/southampton_data_science_technical

Fundamentals of Data Science (Technical) at Southampton Data Science Academy (July 2018 to August 2018)

Primary LanguageJupyter Notebook

Fundamentals of Data Science (Technical)

All notebooks and material from the Southampton data science fundamentals (technical) course (July - August 2018). The assignments folder contains my completed work that resulted in an overall score of 100.

Recent update: Bokeh.charts is now deprecated

Course Access

For information

The course runs over 6 weeks and is broken down into manageable weekly topics:

Week 1: Welcome and course information

  • Welcome and introduction to the course
  • What data science is and why it’s important
  • A ‘hands-on’ Jupyter familiarisation activity
  • Python Primer
  • Glossary of terminology

Week 2: Introduction to core concepts and technologies

  • The data science process
  • A data science toolkit
  • Types of data and example applications

Week 3: Data collection and management

  • Sources of data
  • Data collection and APIs
  • Exploring and fixing data
  • Data storage and management
  • Using multiple data sources

Week 4: Data analysis

  • Introduction to statistics
  • Basic machine-learning algorithms

Week 5: Data visualisation

  • Types of data visualisation
  • Data for visualisation
  • Technologies for visualisation

Week 6: Future of data science

An exploration of the future of data science. After successfully completing the course, you’ll be able to:

  • Understand key concepts in data science and their real-world applications
  • Explain how data is collected, managed and stored in the context of data science
  • Implement data collection and management scripts using MongoDB
  • Demonstrate an understanding of statistics and machine-learning concepts vital for data science
  • Produce Python code to statistically analyse a dataset
  • Plan and generate visualisations from data using tools such as Python and Bokeh
  • Work effectively with live data and utilise the opportunities presented by cloud services

Assignments

Assignment 1: Data management

T his week, you will be required to implement the first stages of a data processing pipeline, which will involve the transformation, storage and querying of data.

To help you prepare for this week's assignment we have provided you with two guided exercises with worked answers and these are again accompanied by video walkthroughs: 'HTML & page scraping' and 'Using MongoDB to retrieve information'.

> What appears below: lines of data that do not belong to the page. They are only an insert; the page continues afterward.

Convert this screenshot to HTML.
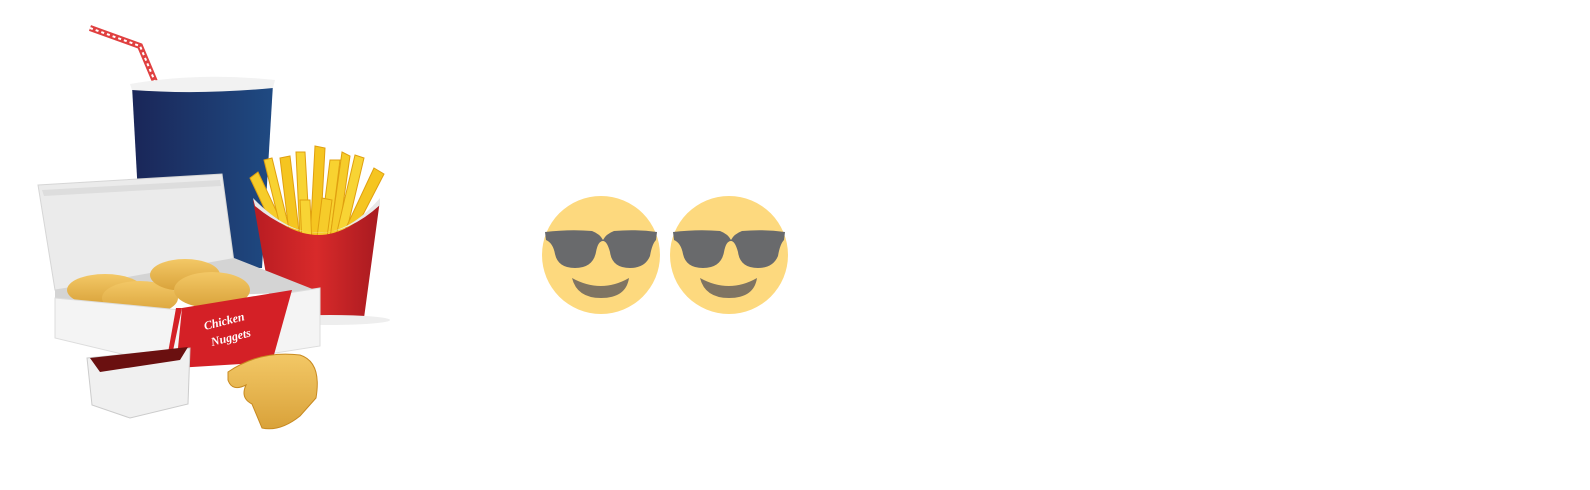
<!DOCTYPE html>
<html><head><meta charset="utf-8"><style>
html,body{margin:0;padding:0;background:#fff;width:1590px;height:490px;overflow:hidden}
svg{position:absolute;left:0;top:0}
</style></head><body>
<svg width="1590" height="490" viewBox="0 0 1590 490" xmlns="http://www.w3.org/2000/svg">
<defs>
<linearGradient id="cup" x1="0" x2="1"><stop offset="0" stop-color="#1a2658"/><stop offset="1" stop-color="#1f4a82"/></linearGradient>
<linearGradient id="red" x1="0" x2="1"><stop offset="0" stop-color="#b81c22"/><stop offset=".5" stop-color="#d82a2a"/><stop offset="1" stop-color="#a81a20"/></linearGradient>
<linearGradient id="nug" x1="0" y1="0" x2="0" y2="1"><stop offset="0" stop-color="#f3c866"/><stop offset="1" stop-color="#d9a23a"/></linearGradient>
</defs>
<polyline points="90,28 140,46 156,84" fill="none" stroke="#e04040" stroke-width="6"/>
<polyline points="90,28 140,46 156,84" fill="none" stroke="#fff" stroke-width="2" stroke-dasharray="3 3"/>
<path d="M132,86 L273,84 L262,268 L142,268 Z" fill="url(#cup)"/>
<path d="M130,84 Q200,72 275,80 L273,88 Q200,95 132,90 Z" fill="#f2f2f2"/>
<g stroke="#e0a010" stroke-width="1">
<path d="M250,178 L258,172 L290,240 L282,246Z" fill="#f6cc2a"/>
<path d="M264,160 L272,158 L292,240 L284,242Z" fill="#f8d230"/>
<path d="M280,158 L290,156 L300,240 L290,240Z" fill="#f5c520"/>
<path d="M296,152 L305,152 L310,240 L300,240Z" fill="#f8d434"/>
<path d="M315,146 L325,148 L320,240 L310,240Z" fill="#f5c520"/>
<path d="M330,160 L340,160 L330,240 L320,240Z" fill="#f8d230"/>
<path d="M342,152 L350,156 L338,240 L330,238Z" fill="#f6cc2a"/>
<path d="M355,155 L364,158 L345,238 L336,236Z" fill="#f8d434"/>
<path d="M374,168 L384,174 L352,236 L344,232Z" fill="#f5c520"/>
<path d="M300,200 L310,200 L312,245 L302,245Z" fill="#f8d434"/>
<path d="M322,198 L332,200 L326,245 L316,245Z" fill="#f6cc2a"/>
</g>
<path d="M253,200 Q320,270 380,200 L364,318 L273,314 Z" fill="url(#red)"/>
<path d="M253,198 Q320,268 380,198 L380,205 Q320,260 255,206Z" fill="#e8e8e8"/>
<ellipse cx="330" cy="320" rx="60" ry="5" fill="#eee"/>
<path d="M38,185 L222,174 L234,262 L55,290 Z" fill="#ebebeb" stroke="#d6d6d6"/>
<path d="M42,190 L220,180 L221,186 L44,196Z" fill="#ddd"/>
<path d="M55,290 L234,258 L320,292 L55,300Z" fill="#d4d4d4"/>
<ellipse cx="105" cy="290" rx="38" ry="16" fill="url(#nug)"/>
<ellipse cx="140" cy="298" rx="38" ry="17" fill="url(#nug)"/>
<ellipse cx="185" cy="275" rx="35" ry="16" fill="url(#nug)"/>
<ellipse cx="212" cy="290" rx="38" ry="18" fill="url(#nug)"/>
<path d="M55,298 L180,310 L320,288 L320,346 L180,368 L55,338 Z" fill="#f4f4f4" stroke="#ddd"/>
<path d="M182,308 L292,290 L272,362 L176,368 Z" fill="#d42026"/>
<path d="M176,308 L182,308 L170,365 L166,364Z" fill="#d42026"/>
<text transform="translate(205,330) rotate(-14)" font-family="Liberation Serif, serif" font-style="italic" font-weight="bold" font-size="12" fill="#fff">Chicken</text>
<text transform="translate(212,346) rotate(-14)" font-family="Liberation Serif, serif" font-style="italic" font-weight="bold" font-size="12" fill="#fff">Nuggets</text>
<path d="M87,358 L190,348 L188,404 L130,418 L92,405 Z" fill="#f0f0f0" stroke="#ccc"/>
<path d="M90,358 L188,347 L180,360 L100,372Z" fill="#6a1010"/>
<path d="M228,372 Q260,350 300,355 Q322,362 316,398 L300,416 Q280,432 262,428 L252,404 Q240,398 246,385 Q232,392 228,380Z" fill="url(#nug)" stroke="#c88a20"/>
<g id="e1">
<circle cx="601" cy="255" r="59" fill="#fdd97e"/>
<path d="M545,232 Q570,229 592,231 Q600,234 603,240 Q606,234 614,231 Q636,229 657,232 L656,240 Q652,244 650,256 Q645,268 630,268 Q612,268 610,252 Q607,241 603,241 Q598,241 596,252 Q593,268 575,268 Q558,268 555,254 Q553,243 546,240Z" fill="#696a6c"/>
<path d="M572,278 Q601,294 629,278 Q626,298 601,298 Q577,298 572,278Z" fill="#7f7462"/>
</g>
<use href="#e1" x="128"/>
</svg>
</body></html>
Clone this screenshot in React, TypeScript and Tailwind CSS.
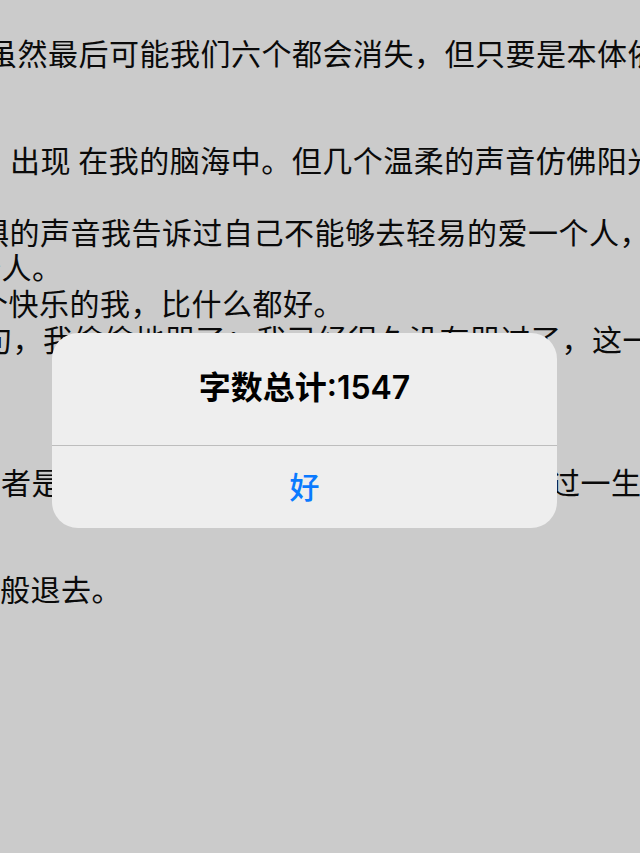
import React from "react";

const lines: { text: string; ml: string }[] = [
  { text: "虽然最后可能我们六个都会消失，但只要是本体依然", ml: "ml-[-13px]" },
  { text: "", ml: "" },
  { text: "", ml: "" },
  { text: "出现 在我的脑海中。但几个温柔的声音仿佛阳光般", ml: "ml-[10px]" },
  { text: "", ml: "" },
  { text: "惧的声音我告诉过自己不能够去轻易的爱一个人，", ml: "ml-[-21px]" },
  { text: "个人。", ml: "ml-[-29px]" },
  { text: "个快乐的我，比什么都好。", ml: "ml-[-22px]" },
  { text: "句，我偷偷地哭了：我已经很久没有哭过了，这一", ml: "ml-[-18px]" },
  { text: "", ml: "" },
  { text: "", ml: "" },
  { text: "", ml: "" },
  { text: "者是他们中的谁，我都愿意和他们一起度过一生", ml: "ml-[1px]" },
  { text: "", ml: "" },
  { text: "", ml: "" },
  { text: "般退去。", ml: "ml-[0px]" },
];

export default function App() {
  return (
    <div className="relative h-[853px] w-[640px] overflow-hidden bg-[#cbcbcb]">
      <div className="pt-[35px] font-['Noto_Sans_CJK_SC',sans-serif] text-[30px] leading-[35.73px] tracking-[0.5px] text-[#0a0a0a] whitespace-nowrap">
        {lines.map((l, i) => (
          <div key={i} className={`h-[35.73px] ${l.ml}`}>
            {l.text}
          </div>
        ))}
      </div>

      <div className="absolute left-[52px] top-[333px] flex h-[195px] w-[505px] flex-col overflow-hidden rounded-[26px] bg-[#eeeeee]">
        <div className="flex h-[112px] items-center justify-center pb-[2px] font-['Inter','Noto_Sans_CJK_SC',sans-serif] text-[32px] font-semibold text-black">
          字数总计:1547
        </div>
        <div className="h-px bg-[#bdbdbd]" />
        <div className="flex flex-1 items-center justify-center pb-[4px] font-['Noto_Sans_CJK_SC',sans-serif] text-[30px] font-medium text-[#0a7aff]">
          好
        </div>
      </div>
    </div>
  );
}
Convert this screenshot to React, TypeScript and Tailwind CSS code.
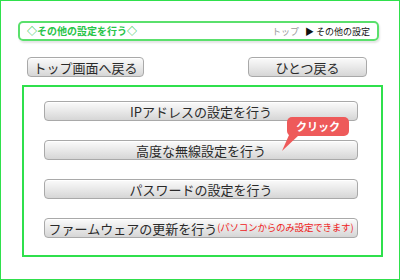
const jp = { fontFamily: '"Noto Sans CJK JP", "Liberation Sans", sans-serif' }

function GrayButton({ children, className = '' }: { children: React.ReactNode; className?: string }) {
  return (
    <div
      className={`flex h-[20px] items-center justify-center whitespace-nowrap rounded-[4px] border border-[#a9a9a9] bg-gradient-to-b from-[#fbfbfb] via-[#e9e9e9] to-[#d6d6d6] text-[13px] leading-none text-[#2a2a2a] shadow-[inset_0_1px_0_#fff] ${className}`}
    >
      {children}
    </div>
  )
}

export default function App() {
  const items = ['IPアドレスの設定を行う', '高度な無線設定を行う', 'パスワードの設定を行う']

  return (
    <div style={jp} className="relative h-[280px] w-[400px] border border-[#2fe04c] bg-white">
      <div className="ml-[17px] mt-[20px] flex h-[20px] w-[361px] items-center justify-between rounded-[5px] border-2 border-[#5ae06c] px-[7px] shadow-[1px_2px_2px_#e4e4e4]">
        <span className="text-[10px] font-bold leading-none text-[#28c448]">◇その他の設定を行う◇</span>
        <span className="text-[9px] leading-none">
          <span className="text-[#9a9a9a]">トップ</span>
          <span className="ml-[6px] text-[#111]">▶ その他の設定</span>
        </span>
      </div>

      <div className="mt-[16px] flex">
        <GrayButton className="ml-[26px] w-[117px]">トップ画面へ戻る</GrayButton>
        <GrayButton className="ml-[104px] w-[119px]">ひとつ戻る</GrayButton>
      </div>

      <div className="ml-[21px] mt-[8px] flex h-[172px] w-[361px] flex-col gap-[19px] border-2 border-[#2fe04c] pl-[20px] pt-[14px]">
        {items.map((t) => (
          <GrayButton key={t} className="w-[314px]">
            {t}
          </GrayButton>
        ))}
        <GrayButton className="w-[314px] text-[12px]">
          ファームウェアの更新を行う
          <span className="text-[9.5px] tracking-[-0.2px] text-[#ee2222]">(パソコンからのみ設定できます)</span>
        </GrayButton>
      </div>

      <div className="absolute left-[286px] top-[116px] flex h-[19px] w-[62px] items-center justify-center rounded-[5px] bg-[#ee5a5a] text-[11px] font-bold leading-none text-white">
        クリック
      </div>
      <svg className="absolute left-[279px] top-[133px]" width="24" height="18" viewBox="0 0 24 18">
        <path d="M9 1 L19 1 L2 17 Z" fill="#ee5a5a" />
      </svg>
    </div>
  )
}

In this week's assignment you will go through the process of obtaining data, cleaning it, and then querying it from a database. You will be provided with an open dataset containing food hygiene inspection results for businesses across London. Each record will contain information about the business’s location, date of inspection, and inspection results. You must construct a data processing pipeline using a MongoDB datastore, and run and compute a set of queries which will be given to you.

All code should be written in Python. Again, you will be using the Jupyter working environment to do this.

By the end of this assignment, you should be able to demonstrate that you can:

Apply data collection techniques to store and manage data in MongoDB

Write queries to extract data from MongoDB

Assignment 2: statistics and machine learning

Instructions

As in week 3, access the Statistics and Machine Learning assessment via Jupyter. The assessment is inside the 4. Statistics and Machine Learning directory.

You may need to refer to the instructions from Jupyter: your working environment to access this assignment.

If you have not done so in the previous step, you will need to 'Fetch' Statistics and Machine Learning to create a copy of it which will be stored in your allocated 'home directory'. The file 4. Statistics and Machine Learning Assessment.ipynb is the assessed notebook.

Task

In this week's assignment, you will use the Python libraries Pandas and NumPy to perform basic operations on the data relating to food hygiene in Wandsworth. In addition you will also perform a linear regression on a dataset about vehicle mileage and price (similar to the examples given by Sergej). You will not be assessed on classification.

By the end of this assignment, you should be able to demonstrate that you can:

Create simple charts using Bokeh

Manipulate data for processing with Python mathematical libraries such as Pandas and NumPy

Use the scikit-learn library for linear regression

Assignment 3: Data visualisation

Instructions

As before, access Visualisation assessment via Jupyter. The assessment is inside the 5. Visualisation directory.

Access Assignment 3: data visualisation via Jupyter.

If you have not done so in the previous step, you will need to 'Fetch' Visualisation to create a copy of it which will be stored in your allocated 'home directory'. The file 3. Visualisation assignment.ipynb is the assessed notebook.

Task

In this week's assignment, you are required to produce a visualisation dashboard of the food hygiene ratings across London. You will use Pandas, MongoDB, and Bokeh to create your dashboard.

Your dashboard should contain a map-based display of the ratings, placed according to their geolocation data. A user should be able to intuitively see which businesses are ‘safe’ to eat at, and those which have not scored so well.

You may supplement the map with additional charts and graphics that you deem appropriate to tell a coherent story from the data available.

By the end of this assignment, you should be able to demonstrate that you can:

Plot geographical data using Bokeh

Create interactive visualisations using Bokeh

Identify strengths and weaknesses of a visualisation